Karaoke Court is coming to Kent!

A unique arbitration process called ‘Karaoke Court’ is coming to Kent next year thanks to an interdisciplinary initiative by postgraduate legal research scholar Naomi Woods.

Naomi secured funding from Kent’s Postgraduate Experience Awards for a project to bring Karaoke Court to campus in Spring 2019.

Karaoke Court is an alternative arbitration process and live performance work in which participants select, prepare and perform songs as a way of resolving their disputes. The Karaoke Court judge invites a ‘jury’ comprised of audience members to decide who should win each case. The participants sign an arbitration contract which makes the jury’s decision legally binding.

At an initial planning meeting for the project, held this week, Naomi was joined by an enthusiastic group of postgraduate students for a lively discussion about the technical, ethical, political, philosophical and practical aspects of the court’s arbitration process with lawyer-turned-artist (and inventor of Karaoke Court) Jack Tan.

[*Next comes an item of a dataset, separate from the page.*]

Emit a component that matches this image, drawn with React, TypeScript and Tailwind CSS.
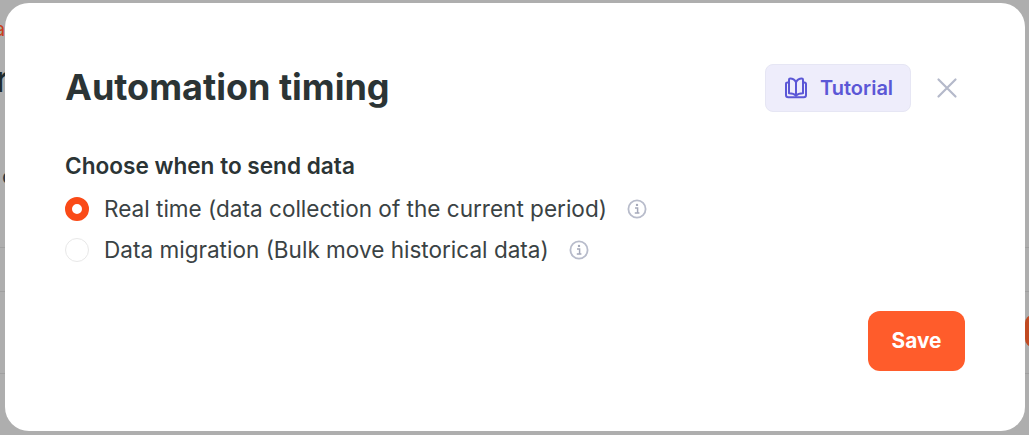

Naomi said: ‘Law students aren’t generally used to hearing about costumes, singing and performance art, but the social and theoretical themes behind Karaoke Court are of interest to many of us and there was plenty of discussion.’

The meeting helped affirm Naomi’s commitment to bringing the court to Kent but she and the project team are keen to involve more postgraduate students from across the faculties at Kent: ‘What would really make this project dynamic, is if we could also reach out to the School of Arts, particularly postgraduates interested in theatre and performance art, philosophy of art and legal aesthetics. This is an opportunity to produce a work which is both live art and effective law, and which has the potential to forge new interdisciplinary networks whilst encouraging people to think about major questions around justice and judgment.’

Naomi, who is undertaking an LLM by Research at Kent Law School, submitted an application for funding for the project to the University’s Postgraduate Experience Awards. Funding of up to £1,500 can be awarded for applications to run events or projects which have an interdisciplinary and/or external focus and which help build the postgraduate community at Kent. These events are run by postgraduates, for postgraduates, on a voluntary basis.